22 septembre 2004

Mauvais sang ne saurait mentir

Frédéric Sugnot

Mauvais sang ne saurait mentir. La libre adaptation de ce proverbe populaire convient parfaitement au cas du cycliste américain Tyler Hamilton. Le champion olympique du contre-la-montre à Athènes, a en effet fait, hier, l’objet d’un contrôle antidopage positif pendant le Tour d’Espagne. Du banal jusque-là. La méthode l’est moins en revanche pour les contrôleurs de l’Union cycliste internationale (UCI).

Dans l’attente de la contre-expertise, le coureur du Massachusetts a été pris pour transfusion sanguine. C’est le premier contrôle positif du genre dans l’histoire de la lutte antidopage. Leader de l’équipe suisse Phonak, Hamilton ne pourra pas prétendre qu’il n’a pas été prévenu. Avant la première étape du Tour d’Espagne, les instances de l’UCI avaient prévenu que cette Vuelta serait placée sous le sceau de la lutte antidopage.

Selon le quotidien sportif ibérique AS, l’Agence mondiale antidopage (AMA) et l’UCI avaient d’ailleurs dressé avant le départ une liste noire des coureurs les plus suspects, en se basant sur leurs analyses biologiques des années antérieures, leur envoyant même des courriers pour les prévenir qu’ils avaient de grandes chances d’être contrôlés.

Pris les doigts dans la confiture
Héros malheureux du Tour de France 2003, Tyler Hamilton bénéficiait peut-être d’une cote de sympathie qui lui octroyait le bénéfice du doute. Du moins auprès des aficionados de la petite reine. Son histoire a marqué. Il y a un peu plus d’un an, le coursier de Marblehead franchissait les cols les plus pentus des Alpes sur un seul bras. À trente-trois ans, l’ancien lieutenant de Lance Armstrong à l’US Postal sidérait chaque jour les observateurs de la Grande Boucle en continuant son périple sur les routes du Tour de France malgré deux lignes de fracture décelées à la clavicule droite. À l’époque, le médecin du Tour s’enthousiasmait presque : « Sa seule limite, c’est la souffrance. » Le bras en écharpe, Hamilton finira quatrième de cette édition 2003 du Tour.

Cette fois, il s’est fait prendre les doigts dans la confiture. Vainqueur de la huitième étape de la Vuelta le 11 septembre dernier, un contre-la-montre de 40,1 kilomètres, l’Américain avait abandonné la course six jours plus tard. Officiellement pour « des maux d’estomac » et parce qu’il souhaitait se consacrer à la préparation du championnat du monde à Vérone (Italie), programmé le 3 octobre prochain. Ce jour-là, à peine descendu du podium, il disait : « Évidemment, je suis très satisfait de cette victoire mais je dois je ne sais pas où j’en suis de ma condition physique. Je sors juste de ma préparation pour les JO. »

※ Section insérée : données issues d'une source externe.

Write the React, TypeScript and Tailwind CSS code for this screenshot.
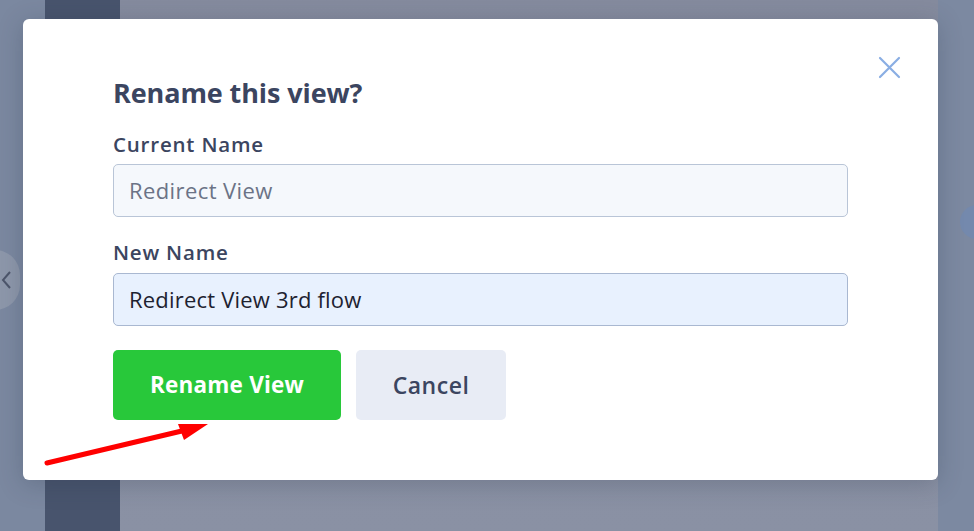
import React from "react";

export default function App() {
  return (
    <div className="relative h-[531px] w-full overflow-hidden bg-[#888fa2]" style={{ fontFamily: "'Open Sans', Lato, sans-serif" }}>
      {/* backdrop content */}
      <div className="flex h-full w-full">
        <div className="relative h-full w-[45px] bg-[#7b88a0]">
          <div className="absolute left-[-30px] top-[250px] flex h-[60px] w-[50px] items-center justify-end rounded-full bg-[#8d97aa] pr-[8px] text-[#4d566b]">
            <svg width="12" height="20" viewBox="0 0 12 20"><path d="M10 2 L3 10 L10 18" fill="none" stroke="currentColor" strokeWidth="2" /></svg>
          </div>
        </div>
        <div className="h-full w-[75px] bg-[#48546d]" />
        <div className="h-full flex-1 bg-gradient-to-b from-[#858b9e] to-[#8a91a4]" />
        <div className="relative h-full w-[36px] bg-[#7c89a1]">
          <div className="absolute left-[22px] top-[205px] h-[34px] w-[34px] rounded-full bg-[#7489ad]" />
        </div>
      </div>

      {/* modal */}
      <div className="absolute left-[23px] top-[19px] h-[461px] w-[915px] rounded-[6px] bg-white shadow-[0_4px_24px_rgba(40,50,70,0.25)]">
        <button className="absolute right-[37px] top-[37px] text-[#8aaee3]">
          <svg width="23" height="23" viewBox="0 0 23 23"><path d="M2 2 L21 21 M21 2 L2 21" stroke="currentColor" strokeWidth="2.2" strokeLinecap="round" /></svg>
        </button>
        <div className="flex flex-col pl-[90px] pr-[90px] pt-[56px]">
          <h2 className="h-[36px] text-[27px] font-bold leading-[36px] tracking-[-0.1px] text-[#3b4560]">Rename this view?</h2>
          <label className="mt-[20px] h-[26px] text-[20.5px] font-semibold leading-[26px] tracking-[0.8px] text-[#3b4560]">Current Name</label>
          <div className="mt-[7px] flex h-[53px] items-center rounded-[5px] border border-[#b9c5d7] bg-[#f5f8fc] px-[15px] text-[22px] tracking-[0.4px] text-[#6b7386]">
            Redirect View
          </div>
          <label className="mt-[22px] h-[26px] text-[20.5px] font-semibold leading-[26px] tracking-[0.8px] text-[#3b4560]">New Name</label>
          <div className="mt-[8px] flex h-[53px] items-center rounded-[5px] border border-[#a9b8d1] bg-[#e8f1fe] px-[15px] text-[22px] tracking-[0.2px] text-[#1d2230]">
            Redirect View 3rd flow
          </div>
          <div className="mt-[24px] flex gap-[15px]">
            <button className="h-[70px] w-[228px] rounded-[5px] bg-[#28c83a] text-[22.5px] font-bold tracking-[0.2px] text-white">Rename View</button>
            <button className="h-[70px] w-[150px] rounded-[5px] bg-[#e8ecf5] text-[23px] font-semibold tracking-[0.5px] text-[#3b4560]">Cancel</button>
          </div>
        </div>
      </div>

      {/* annotation arrow */}
      <svg className="absolute left-0 top-0" width="974" height="531" viewBox="0 0 974 531">
        <line x1="47" y1="463" x2="186" y2="430" stroke="#ff0000" strokeWidth="5" strokeLinecap="round" />
        <polygon points="208,424 178,424 184,440" fill="#ff0000" />
      </svg>
    </div>
  );
}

L’homme qui avait aussi ému et amusé le Tour de France 2004 avec l’histoire de son chien Tugboat terrassé par un cancer, avait ajouté en ce jour du troisième anniversaire du crash des tours jumelles de New York : « Je dédie ma victoire à toutes les victimes du 11 septembre 2001. »

Un hommage désarmant de sincérité
À vrai dire, Tyler Hamilton est un spécialiste des déclarations désarmantes de sincérité. À peine descendu de l’Olympe après son titre olympique à Athènes en août dernier, Hamilton avait étonné en rendant un hommage appuyé à son préparateur physique italien Luigi Cecchini. Réputé dans les milieux cyclistes, Cecchini a longtemps servi les intérêts du Danois Bjarne Riis, lauréat du Tour de France 1996 et connu pour défier les normes humaines avec des hématocrites largement au-dessus de la moyenne. Plus prosaïquement, le nom du docteur Cecchini a également été cité en 1998 dans une enquête sur une pharmacie de Bologne estampillée plaque tournante d’un vaste trafic de produits dopants. Autant d’éléments que semblaient ignorer Tyler Hamilton jusqu’à hier.

Seulement, une méthode mise au point par un institut d’hématologie de Sydney permet dorénavant de distinguer des « petites populations de cellules antigéniquement distinctes. » En décrypté, dès lors qu’il y a des populations différentes de globules rouges, il est possible de déterminer avec certitude s’il y a eu transfusion sanguine. Une méthode vieille comme Moser. Francesco, ancien recordman du monde italien de l’heure.